-- START Material provided --

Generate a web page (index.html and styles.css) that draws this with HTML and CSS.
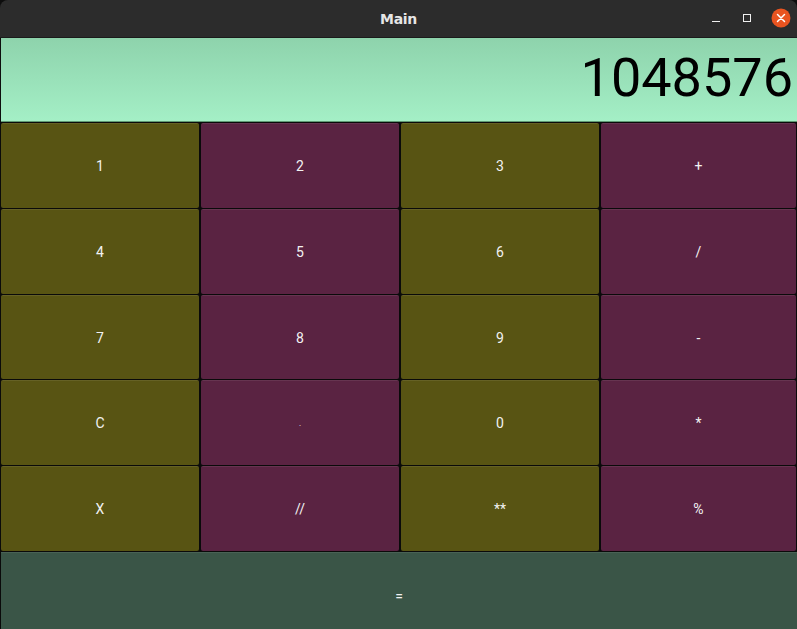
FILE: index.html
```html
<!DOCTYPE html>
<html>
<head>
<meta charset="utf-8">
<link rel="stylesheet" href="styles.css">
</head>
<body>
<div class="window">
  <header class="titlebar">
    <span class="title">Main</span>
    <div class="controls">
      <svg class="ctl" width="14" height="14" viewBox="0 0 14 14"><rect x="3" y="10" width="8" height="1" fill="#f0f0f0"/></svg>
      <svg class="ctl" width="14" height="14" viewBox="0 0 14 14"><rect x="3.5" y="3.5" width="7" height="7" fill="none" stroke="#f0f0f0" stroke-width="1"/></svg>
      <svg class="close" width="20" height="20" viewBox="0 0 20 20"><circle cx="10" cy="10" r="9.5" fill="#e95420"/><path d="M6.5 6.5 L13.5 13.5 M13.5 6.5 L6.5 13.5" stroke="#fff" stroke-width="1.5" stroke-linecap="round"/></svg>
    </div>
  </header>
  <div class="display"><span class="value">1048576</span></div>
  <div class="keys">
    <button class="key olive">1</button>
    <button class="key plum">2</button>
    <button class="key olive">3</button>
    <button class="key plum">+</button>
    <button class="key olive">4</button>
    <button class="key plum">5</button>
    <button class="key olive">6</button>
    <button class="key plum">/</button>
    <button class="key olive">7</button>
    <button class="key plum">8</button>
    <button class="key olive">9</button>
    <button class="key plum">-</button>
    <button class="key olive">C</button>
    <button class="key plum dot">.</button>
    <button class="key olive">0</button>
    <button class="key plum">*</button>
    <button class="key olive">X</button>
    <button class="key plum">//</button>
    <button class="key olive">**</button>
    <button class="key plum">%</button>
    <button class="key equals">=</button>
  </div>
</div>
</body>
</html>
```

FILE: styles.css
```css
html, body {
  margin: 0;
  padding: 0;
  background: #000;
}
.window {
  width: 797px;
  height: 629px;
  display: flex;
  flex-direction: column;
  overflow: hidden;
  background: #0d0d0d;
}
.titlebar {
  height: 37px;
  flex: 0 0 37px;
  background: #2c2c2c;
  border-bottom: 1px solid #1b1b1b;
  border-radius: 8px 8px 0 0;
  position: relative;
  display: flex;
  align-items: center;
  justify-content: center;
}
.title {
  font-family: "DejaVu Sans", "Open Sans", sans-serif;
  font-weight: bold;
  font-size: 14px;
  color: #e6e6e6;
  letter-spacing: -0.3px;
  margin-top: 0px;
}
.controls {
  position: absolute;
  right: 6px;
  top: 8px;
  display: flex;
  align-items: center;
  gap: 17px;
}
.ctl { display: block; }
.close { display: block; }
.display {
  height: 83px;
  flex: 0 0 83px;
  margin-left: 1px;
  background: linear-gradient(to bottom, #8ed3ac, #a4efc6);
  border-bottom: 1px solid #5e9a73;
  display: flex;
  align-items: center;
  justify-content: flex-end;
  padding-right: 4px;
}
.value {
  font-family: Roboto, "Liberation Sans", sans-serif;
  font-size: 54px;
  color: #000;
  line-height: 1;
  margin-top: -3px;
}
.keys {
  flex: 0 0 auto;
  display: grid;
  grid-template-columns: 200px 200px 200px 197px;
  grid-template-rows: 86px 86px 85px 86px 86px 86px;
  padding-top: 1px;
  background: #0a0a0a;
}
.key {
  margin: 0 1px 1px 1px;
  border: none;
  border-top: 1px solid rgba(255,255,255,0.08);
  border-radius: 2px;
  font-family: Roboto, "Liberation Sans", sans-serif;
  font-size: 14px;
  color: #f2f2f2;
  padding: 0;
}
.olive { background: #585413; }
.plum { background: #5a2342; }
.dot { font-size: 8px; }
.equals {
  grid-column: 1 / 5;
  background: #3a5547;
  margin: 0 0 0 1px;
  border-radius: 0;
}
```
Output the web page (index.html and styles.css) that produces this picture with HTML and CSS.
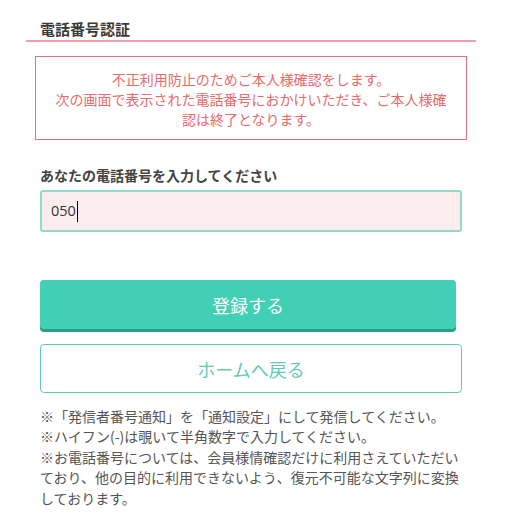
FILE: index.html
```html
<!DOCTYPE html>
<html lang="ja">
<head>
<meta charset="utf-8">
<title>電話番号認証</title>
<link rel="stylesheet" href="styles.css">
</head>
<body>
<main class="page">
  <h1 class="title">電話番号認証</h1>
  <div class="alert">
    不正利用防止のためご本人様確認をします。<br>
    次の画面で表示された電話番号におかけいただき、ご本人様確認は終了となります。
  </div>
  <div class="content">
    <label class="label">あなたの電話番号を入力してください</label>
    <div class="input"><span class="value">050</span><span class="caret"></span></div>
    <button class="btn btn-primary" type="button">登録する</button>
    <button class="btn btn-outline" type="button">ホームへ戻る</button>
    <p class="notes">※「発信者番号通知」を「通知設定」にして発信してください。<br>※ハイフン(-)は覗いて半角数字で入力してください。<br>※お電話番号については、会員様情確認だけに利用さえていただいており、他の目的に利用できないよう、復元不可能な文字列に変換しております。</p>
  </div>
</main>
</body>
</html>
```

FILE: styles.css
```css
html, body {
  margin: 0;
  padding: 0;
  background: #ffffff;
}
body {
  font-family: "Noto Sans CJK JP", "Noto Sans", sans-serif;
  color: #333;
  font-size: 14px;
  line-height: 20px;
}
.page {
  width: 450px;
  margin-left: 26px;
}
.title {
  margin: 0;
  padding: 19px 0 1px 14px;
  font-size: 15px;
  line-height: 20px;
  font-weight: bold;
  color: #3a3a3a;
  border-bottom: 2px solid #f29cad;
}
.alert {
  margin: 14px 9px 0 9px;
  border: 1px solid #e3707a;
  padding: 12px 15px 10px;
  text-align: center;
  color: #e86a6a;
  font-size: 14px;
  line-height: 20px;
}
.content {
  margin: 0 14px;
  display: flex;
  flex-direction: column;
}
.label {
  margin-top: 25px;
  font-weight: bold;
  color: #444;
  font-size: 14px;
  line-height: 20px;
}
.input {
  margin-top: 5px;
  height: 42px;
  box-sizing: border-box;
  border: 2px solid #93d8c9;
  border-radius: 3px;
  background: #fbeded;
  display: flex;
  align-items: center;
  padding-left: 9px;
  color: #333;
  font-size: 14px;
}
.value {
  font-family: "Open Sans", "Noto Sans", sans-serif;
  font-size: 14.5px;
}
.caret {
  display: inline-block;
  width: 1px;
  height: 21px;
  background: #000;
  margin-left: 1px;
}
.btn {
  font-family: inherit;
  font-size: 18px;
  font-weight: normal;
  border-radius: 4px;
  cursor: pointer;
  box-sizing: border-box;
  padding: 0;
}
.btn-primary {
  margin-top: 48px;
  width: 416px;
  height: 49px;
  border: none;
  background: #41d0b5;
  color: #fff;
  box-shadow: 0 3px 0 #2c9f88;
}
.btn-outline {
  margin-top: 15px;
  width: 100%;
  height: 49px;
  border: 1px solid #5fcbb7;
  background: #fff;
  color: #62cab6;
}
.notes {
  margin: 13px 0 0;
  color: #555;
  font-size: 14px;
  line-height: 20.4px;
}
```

-- END Material provided --
-- START Material provided --

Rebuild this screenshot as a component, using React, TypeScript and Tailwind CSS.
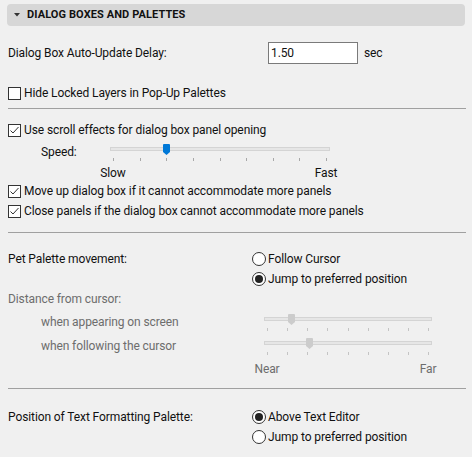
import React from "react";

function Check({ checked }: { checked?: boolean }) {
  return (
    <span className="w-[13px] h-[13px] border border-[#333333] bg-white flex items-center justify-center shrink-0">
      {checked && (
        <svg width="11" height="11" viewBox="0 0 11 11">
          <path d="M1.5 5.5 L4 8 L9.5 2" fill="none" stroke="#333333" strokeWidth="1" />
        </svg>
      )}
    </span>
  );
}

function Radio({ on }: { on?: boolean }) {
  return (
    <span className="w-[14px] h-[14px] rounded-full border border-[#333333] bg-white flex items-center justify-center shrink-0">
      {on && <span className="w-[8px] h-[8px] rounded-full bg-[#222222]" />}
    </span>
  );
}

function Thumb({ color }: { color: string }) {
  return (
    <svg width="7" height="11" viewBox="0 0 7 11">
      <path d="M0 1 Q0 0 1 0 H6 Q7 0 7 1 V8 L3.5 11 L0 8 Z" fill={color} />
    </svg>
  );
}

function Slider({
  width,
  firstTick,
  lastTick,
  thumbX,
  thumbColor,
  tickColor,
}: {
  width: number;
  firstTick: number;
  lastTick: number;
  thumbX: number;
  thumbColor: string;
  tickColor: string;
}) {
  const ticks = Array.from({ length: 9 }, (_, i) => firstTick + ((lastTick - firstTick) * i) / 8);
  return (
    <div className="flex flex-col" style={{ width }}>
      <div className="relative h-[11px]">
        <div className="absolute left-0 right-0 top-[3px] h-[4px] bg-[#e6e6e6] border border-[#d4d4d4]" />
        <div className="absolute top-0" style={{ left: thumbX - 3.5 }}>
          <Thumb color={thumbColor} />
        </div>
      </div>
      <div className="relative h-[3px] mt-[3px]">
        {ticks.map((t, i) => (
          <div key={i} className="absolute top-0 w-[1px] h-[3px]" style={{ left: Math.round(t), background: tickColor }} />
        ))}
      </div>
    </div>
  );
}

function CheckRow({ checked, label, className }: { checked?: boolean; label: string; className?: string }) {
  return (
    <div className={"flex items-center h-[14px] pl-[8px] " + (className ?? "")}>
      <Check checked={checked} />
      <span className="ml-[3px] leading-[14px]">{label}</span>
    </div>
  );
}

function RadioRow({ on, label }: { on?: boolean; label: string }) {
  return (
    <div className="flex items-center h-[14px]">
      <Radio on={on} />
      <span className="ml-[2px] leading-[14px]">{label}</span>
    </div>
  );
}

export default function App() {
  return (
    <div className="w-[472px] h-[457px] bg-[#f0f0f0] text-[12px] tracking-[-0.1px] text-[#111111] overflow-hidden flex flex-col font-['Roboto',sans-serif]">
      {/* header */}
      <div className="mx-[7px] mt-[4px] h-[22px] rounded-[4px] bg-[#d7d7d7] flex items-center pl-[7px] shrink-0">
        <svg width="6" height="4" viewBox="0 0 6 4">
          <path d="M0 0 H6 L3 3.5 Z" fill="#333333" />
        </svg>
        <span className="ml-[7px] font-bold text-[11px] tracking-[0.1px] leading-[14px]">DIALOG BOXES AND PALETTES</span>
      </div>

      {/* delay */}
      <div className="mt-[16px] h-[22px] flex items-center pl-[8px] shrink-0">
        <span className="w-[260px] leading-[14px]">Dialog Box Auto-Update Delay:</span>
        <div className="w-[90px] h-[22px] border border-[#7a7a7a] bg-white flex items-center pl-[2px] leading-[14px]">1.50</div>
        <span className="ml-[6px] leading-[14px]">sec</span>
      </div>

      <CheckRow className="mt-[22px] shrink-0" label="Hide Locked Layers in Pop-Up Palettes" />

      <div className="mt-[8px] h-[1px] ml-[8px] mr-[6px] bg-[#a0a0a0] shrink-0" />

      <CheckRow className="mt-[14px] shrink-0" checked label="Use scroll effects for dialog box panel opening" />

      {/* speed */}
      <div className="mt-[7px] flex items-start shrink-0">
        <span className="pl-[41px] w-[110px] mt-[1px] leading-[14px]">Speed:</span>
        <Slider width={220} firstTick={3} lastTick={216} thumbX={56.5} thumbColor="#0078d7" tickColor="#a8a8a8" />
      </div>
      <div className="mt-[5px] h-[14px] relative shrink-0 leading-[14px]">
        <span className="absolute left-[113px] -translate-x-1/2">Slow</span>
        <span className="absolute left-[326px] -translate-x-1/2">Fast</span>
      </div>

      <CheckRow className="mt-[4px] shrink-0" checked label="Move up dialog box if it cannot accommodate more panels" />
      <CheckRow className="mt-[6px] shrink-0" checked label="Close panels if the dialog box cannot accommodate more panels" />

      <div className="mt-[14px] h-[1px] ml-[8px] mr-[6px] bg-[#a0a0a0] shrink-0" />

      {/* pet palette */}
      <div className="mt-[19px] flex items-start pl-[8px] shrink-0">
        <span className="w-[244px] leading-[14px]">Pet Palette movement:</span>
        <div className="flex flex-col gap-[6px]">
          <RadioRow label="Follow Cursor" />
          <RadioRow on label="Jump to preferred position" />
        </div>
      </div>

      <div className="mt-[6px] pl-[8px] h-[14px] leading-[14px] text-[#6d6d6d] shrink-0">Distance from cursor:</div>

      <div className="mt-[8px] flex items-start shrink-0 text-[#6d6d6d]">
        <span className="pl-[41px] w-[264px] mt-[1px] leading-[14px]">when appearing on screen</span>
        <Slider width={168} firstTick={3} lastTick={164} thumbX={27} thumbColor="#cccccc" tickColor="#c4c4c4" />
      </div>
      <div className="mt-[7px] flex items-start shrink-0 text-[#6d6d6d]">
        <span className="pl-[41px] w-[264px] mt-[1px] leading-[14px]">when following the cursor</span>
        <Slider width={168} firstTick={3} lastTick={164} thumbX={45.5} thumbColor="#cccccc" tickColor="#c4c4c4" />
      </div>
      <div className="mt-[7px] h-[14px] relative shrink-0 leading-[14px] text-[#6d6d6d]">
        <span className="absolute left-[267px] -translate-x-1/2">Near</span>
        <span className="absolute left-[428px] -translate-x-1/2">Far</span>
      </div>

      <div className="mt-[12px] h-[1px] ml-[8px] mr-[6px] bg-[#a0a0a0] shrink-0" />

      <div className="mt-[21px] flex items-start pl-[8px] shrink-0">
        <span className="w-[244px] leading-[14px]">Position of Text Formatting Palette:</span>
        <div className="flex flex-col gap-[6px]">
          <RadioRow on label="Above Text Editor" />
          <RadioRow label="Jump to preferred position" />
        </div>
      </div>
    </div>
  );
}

-- END Material provided --
-- START Material provided --

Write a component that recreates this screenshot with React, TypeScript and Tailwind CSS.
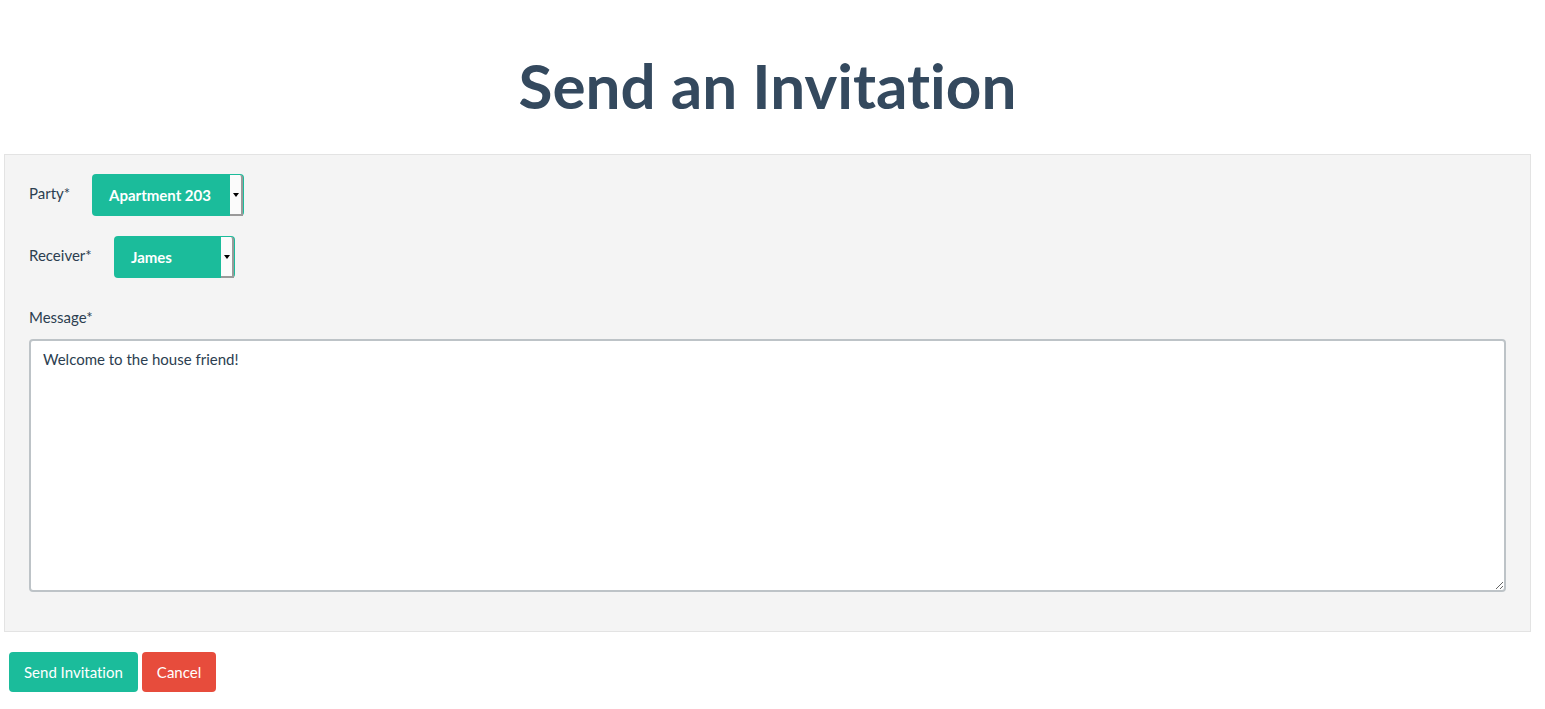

-- END Material provided --

**Your objective**
Looking at the listing above, how many of its lines contain the string "index"? Give the number alone.

**Answer in full**
4